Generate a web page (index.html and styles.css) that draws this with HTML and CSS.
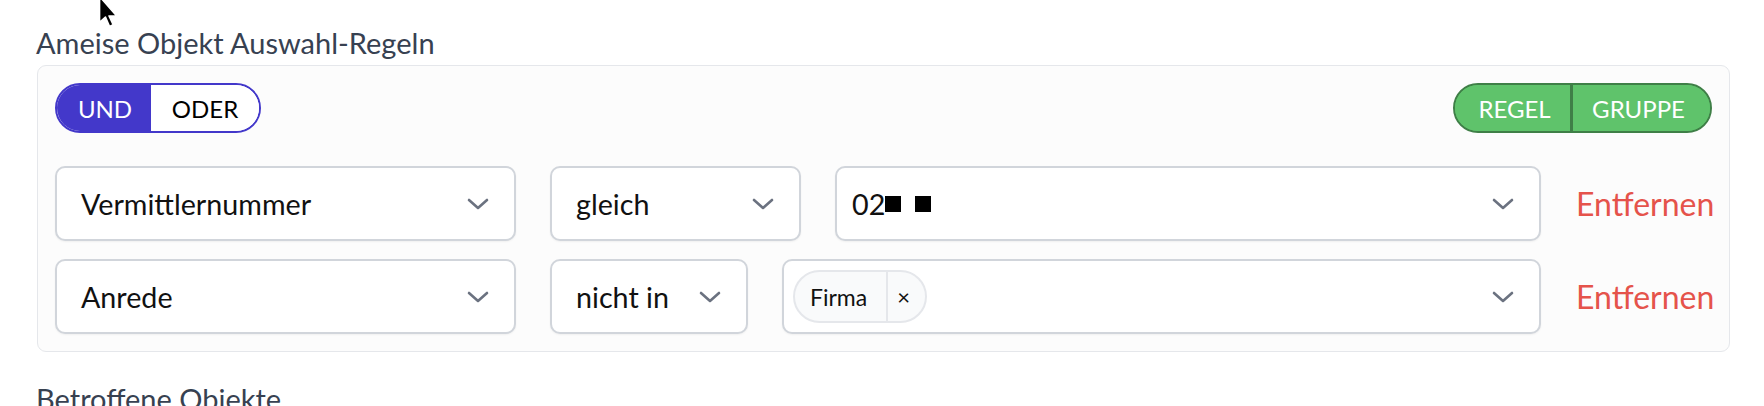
FILE: index.html
```html
<!DOCTYPE html>
<html lang="de">
<head>
<meta charset="utf-8">
<title>Ameise Objekt Auswahl-Regeln</title>
<link rel="stylesheet" href="styles.css">
</head>
<body>
<div class="page">
  <h2 class="section-title">Ameise Objekt Auswahl-Regeln</h2>
  <div class="card">
    <div class="top-bar">
      <div class="toggle">
        <button class="toggle-btn active">UND</button>
        <button class="toggle-btn">ODER</button>
      </div>
      <div class="add-group">
        <button class="add-btn add-rule">REGEL</button>
        <button class="add-btn add-grp">GRUPPE</button>
      </div>
    </div>
    <div class="rules">
      <div class="rule">
        <div class="select field">
          <span class="select-text">Vermittlernummer</span>
          <svg class="chev" viewBox="0 0 22 12" width="22" height="12"><path d="M2 2 L11 10 L20 2"/></svg>
        </div>
        <div class="select op op-wide">
          <span class="select-text">gleich</span>
          <svg class="chev" viewBox="0 0 22 12" width="22" height="12"><path d="M2 2 L11 10 L20 2"/></svg>
        </div>
        <div class="select value value-text">
          <span class="select-text">02<span class="redact"></span><span class="redact gap"></span></span>
          <svg class="chev" viewBox="0 0 22 12" width="22" height="12"><path d="M2 2 L11 10 L20 2"/></svg>
        </div>
        <button class="remove">Entfernen</button>
      </div>
      <div class="rule">
        <div class="select field">
          <span class="select-text">Anrede</span>
          <svg class="chev" viewBox="0 0 22 12" width="22" height="12"><path d="M2 2 L11 10 L20 2"/></svg>
        </div>
        <div class="select op op-narrow">
          <span class="select-text">nicht in</span>
          <svg class="chev" viewBox="0 0 22 12" width="22" height="12"><path d="M2 2 L11 10 L20 2"/></svg>
        </div>
        <div class="select value value-chips">
          <span class="chip"><span class="chip-label">Firma</span><span class="chip-x">×</span></span>
          <svg class="chev" viewBox="0 0 22 12" width="22" height="12"><path d="M2 2 L11 10 L20 2"/></svg>
        </div>
        <button class="remove">Entfernen</button>
      </div>
    </div>
  </div>
  <h2 class="section-title next">Betroffene Objekte</h2>
</div>
<svg class="cursor" viewBox="0 0 20 28" width="24" height="33"><path d="M2 -3 L2 19 L7 14.5 L10.5 22.5 L13.5 21 L10 13.5 L16.5 13.5 Z" fill="#000" stroke="#fff" stroke-width="1.3" stroke-linejoin="round"/></svg>
</body>
</html>
```
FILE: styles.css
```css
* { box-sizing: border-box; }
html, body {
  margin: 0;
  padding: 0;
  background: #ffffff;
  overflow: hidden;
}
body {
  font-family: "Lato", "Noto Sans", "Liberation Sans", sans-serif;
  color: #111111;
  position: relative;
  height: 406px;
}
.page {
  padding: 26px 34px 0 37px;
}
.section-title {
  margin: 0 0 6px -1px;
  font-size: 29px;
  line-height: 33px;
  font-weight: 400;
  color: #374151;
}
.section-title.next {
  margin-top: 30px;
}
.card {
  border: 1px solid #e5e7eb;
  border-radius: 9px;
  background: #fcfcfc;
  padding: 17px;
}
.top-bar {
  display: flex;
  justify-content: space-between;
  align-items: center;
  height: 50px;
}
.toggle {
  display: flex;
  height: 50px;
  border: 2px solid #4338ca;
  border-radius: 25px;
  overflow: hidden;
  background: #fff;
}
.toggle-btn {
  border: 0;
  margin: 0;
  font-family: inherit;
  font-size: 24px;
  padding: 0;
  width: 108px;
  text-align: center;
  background: #fff;
  color: #000;
}
.toggle-btn.active {
  background: #4338ca;
  color: #fff;
  width: 94px;
  padding-left: 2px;
}
.add-group {
  display: flex;
  height: 50px;
  border: 2px solid #3f7f47;
  border-radius: 25px;
  overflow: hidden;
  background: #5fc36b;
}
.add-btn {
  border: 0;
  margin: 0;
  font-family: inherit;
  font-size: 24px;
  color: #fff;
  background: #5fc36b;
  padding: 0;
  text-align: center;
}
.add-rule { width: 115px; padding-left: 4px; }
.add-grp {
  width: 140px;
  border-left: 3px solid #3f7f47;
  padding-right: 6px;
}
.rules {
  display: flex;
  flex-direction: column;
  gap: 18px;
  margin-top: 33px;
}
.rule {
  display: flex;
  align-items: center;
  height: 75px;
}
.select {
  height: 75px;
  display: flex;
  align-items: center;
  justify-content: space-between;
  border: 2px solid #d1d5db;
  border-radius: 10px;
  background: #fff;
  padding: 0 25px 0 24px;
  box-shadow: 0 1px 2px rgba(0,0,0,0.05);
  font-size: 28.7px;
}
.field { width: 461px; }
.op { margin-left: 34px; }
.op-wide { width: 251px; }
.op-narrow { width: 198px; }
.value {
  flex: 1;
  margin-left: 34px;
}
.value-text { padding-left: 15px; }
.value-chips { padding-left: 9px; }
.select-text {
  display: flex;
  align-items: center;
  white-space: nowrap;
}
.redact {
  display: inline-block;
  width: 16px;
  height: 16px;
  background: #000;
  margin-left: 0;
}
.redact.gap { margin-left: 14px; }
.chev {
  flex: none;
  fill: none;
  stroke: #6b7280;
  stroke-width: 2.6;
  stroke-linecap: round;
  stroke-linejoin: round;
}
.chip {
  display: flex;
  align-items: stretch;
  height: 53px;
  border: 2px solid #e5e7eb;
  border-radius: 27px;
  background: #f9fafb;
  font-size: 23px;
  overflow: hidden;
}
.chip-label {
  display: flex;
  align-items: center;
  padding: 0 19px 0 15px;
}
.chip-x {
  display: flex;
  align-items: center;
  border-left: 2px solid #e5e7eb;
  padding: 0 15px 0 9px;
  font-size: 22px;
}
.remove {
  flex: none;
  width: 136px;
  margin-left: 35px;
  border: 0;
  background: transparent;
  padding: 0;
  text-align: right;
  white-space: nowrap;
  font-family: inherit;
  font-size: 32px;
  color: #e5534b;
}
.cursor {
  position: absolute;
  left: 97px;
  top: 0;
}
```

★ ★ ★ ★ ★ ★ ★

State the number of lines in the data that include the string "index", and add nothing else.

2